On my voyage of filling in the gaps to write this, I came across a photograph:
Could it be? It’s definitely from a Wokingham Town match. I found it on a Wokingham Facebook page. And not only is that definitely Elm Park, but another quick check at the Harrow Borough team photograph for the 1990/91 season, confirms that yes, this is their kit for that season. Add in the greenness of the grass (remember, this match was played at the end of August), and I was almost certainly at the match in this photograph from 33 and a half years ago. By the looks of it. I’d be behind the Harrow number three’s right shoulder, about a hundred yards back, snoring away on the top step of the terrace, maybe occasionally muttering in my sleep about wanting a biscuit.

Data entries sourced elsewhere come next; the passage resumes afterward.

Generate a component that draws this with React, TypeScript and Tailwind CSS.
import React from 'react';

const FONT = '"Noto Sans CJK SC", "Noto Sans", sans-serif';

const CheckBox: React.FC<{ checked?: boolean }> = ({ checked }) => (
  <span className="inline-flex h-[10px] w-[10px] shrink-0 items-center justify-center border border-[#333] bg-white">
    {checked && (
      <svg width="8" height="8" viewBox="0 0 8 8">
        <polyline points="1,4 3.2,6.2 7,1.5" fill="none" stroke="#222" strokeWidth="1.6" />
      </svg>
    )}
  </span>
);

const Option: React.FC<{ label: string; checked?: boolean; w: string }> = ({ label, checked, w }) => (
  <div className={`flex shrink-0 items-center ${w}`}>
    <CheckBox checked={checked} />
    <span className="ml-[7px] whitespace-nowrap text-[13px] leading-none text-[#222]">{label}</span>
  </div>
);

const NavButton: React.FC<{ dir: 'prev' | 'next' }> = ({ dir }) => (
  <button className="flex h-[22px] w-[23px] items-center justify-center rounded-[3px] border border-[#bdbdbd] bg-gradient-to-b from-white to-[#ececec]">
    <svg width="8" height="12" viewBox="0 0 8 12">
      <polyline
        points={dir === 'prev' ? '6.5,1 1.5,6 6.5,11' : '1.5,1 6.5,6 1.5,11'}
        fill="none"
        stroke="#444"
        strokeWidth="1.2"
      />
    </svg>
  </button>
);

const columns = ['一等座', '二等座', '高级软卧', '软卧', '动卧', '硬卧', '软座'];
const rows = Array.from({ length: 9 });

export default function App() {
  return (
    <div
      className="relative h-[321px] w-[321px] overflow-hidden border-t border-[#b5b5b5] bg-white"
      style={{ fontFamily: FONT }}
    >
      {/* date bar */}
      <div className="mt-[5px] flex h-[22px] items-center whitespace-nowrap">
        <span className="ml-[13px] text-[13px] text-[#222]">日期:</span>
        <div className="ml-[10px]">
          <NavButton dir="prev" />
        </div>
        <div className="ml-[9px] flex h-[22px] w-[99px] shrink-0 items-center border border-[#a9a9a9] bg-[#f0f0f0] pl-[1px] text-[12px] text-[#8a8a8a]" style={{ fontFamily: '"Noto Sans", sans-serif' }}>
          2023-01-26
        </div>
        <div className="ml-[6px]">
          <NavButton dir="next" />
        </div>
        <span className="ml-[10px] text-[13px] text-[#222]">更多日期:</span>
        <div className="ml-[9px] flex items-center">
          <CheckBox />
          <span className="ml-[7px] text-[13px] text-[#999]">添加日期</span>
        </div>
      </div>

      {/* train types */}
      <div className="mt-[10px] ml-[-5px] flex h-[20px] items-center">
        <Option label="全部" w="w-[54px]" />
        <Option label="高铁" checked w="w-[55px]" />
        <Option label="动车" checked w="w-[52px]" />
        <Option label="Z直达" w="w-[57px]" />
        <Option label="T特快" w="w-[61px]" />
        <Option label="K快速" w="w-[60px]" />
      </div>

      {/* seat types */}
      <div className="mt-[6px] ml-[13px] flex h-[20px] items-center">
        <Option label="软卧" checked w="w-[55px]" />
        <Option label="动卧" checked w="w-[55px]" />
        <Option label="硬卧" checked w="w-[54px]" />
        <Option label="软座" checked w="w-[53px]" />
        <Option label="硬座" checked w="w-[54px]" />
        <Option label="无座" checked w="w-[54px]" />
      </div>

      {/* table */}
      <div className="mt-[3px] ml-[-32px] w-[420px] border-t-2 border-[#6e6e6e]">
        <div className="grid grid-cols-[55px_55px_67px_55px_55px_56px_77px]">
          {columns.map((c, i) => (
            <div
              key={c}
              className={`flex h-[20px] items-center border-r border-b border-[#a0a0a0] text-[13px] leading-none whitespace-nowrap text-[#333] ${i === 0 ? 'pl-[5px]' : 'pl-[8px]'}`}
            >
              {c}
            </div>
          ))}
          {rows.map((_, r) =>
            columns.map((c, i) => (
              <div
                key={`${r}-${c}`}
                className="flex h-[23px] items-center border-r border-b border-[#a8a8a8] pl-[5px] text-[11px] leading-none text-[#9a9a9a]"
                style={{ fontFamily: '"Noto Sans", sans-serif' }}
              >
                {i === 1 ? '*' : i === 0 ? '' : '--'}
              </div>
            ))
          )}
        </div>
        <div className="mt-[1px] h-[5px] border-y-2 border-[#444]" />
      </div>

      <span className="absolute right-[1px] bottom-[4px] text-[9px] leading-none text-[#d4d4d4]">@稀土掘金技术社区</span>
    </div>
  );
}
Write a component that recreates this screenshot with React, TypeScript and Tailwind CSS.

And because—well, if you’re anything like a regular reader of this place you know exactly why—I’ve got the name of one of the players for sure, while I can hazard a guess at the other. First, the guess. My guess at the Harrow number three is Eamonn O’Connor, based entirely on him being the captain and wearing the number three shirt in the return match later in the same season. The Wokingham player, meanwhile, is easy to identify because he was already named on the Facebook page. He’s Darron Wilkinson, who later played 38 games for Brighton between 1992 and 1994. I’m excited to find that Darron was born in Reading and later spent time coaching at Harrow Borough. The triangle is complete.
A fortnight short of my 18th birthday, I thought I was a dweeb for doing this. With the benefit of hindsight, what I can really see is the extent to which I’m merely foreshadowing the person that I am today. And I do have to admit to myself that both of these statements can be true at the same time.
But I was back in time for the Buzzcocks too, so, you know.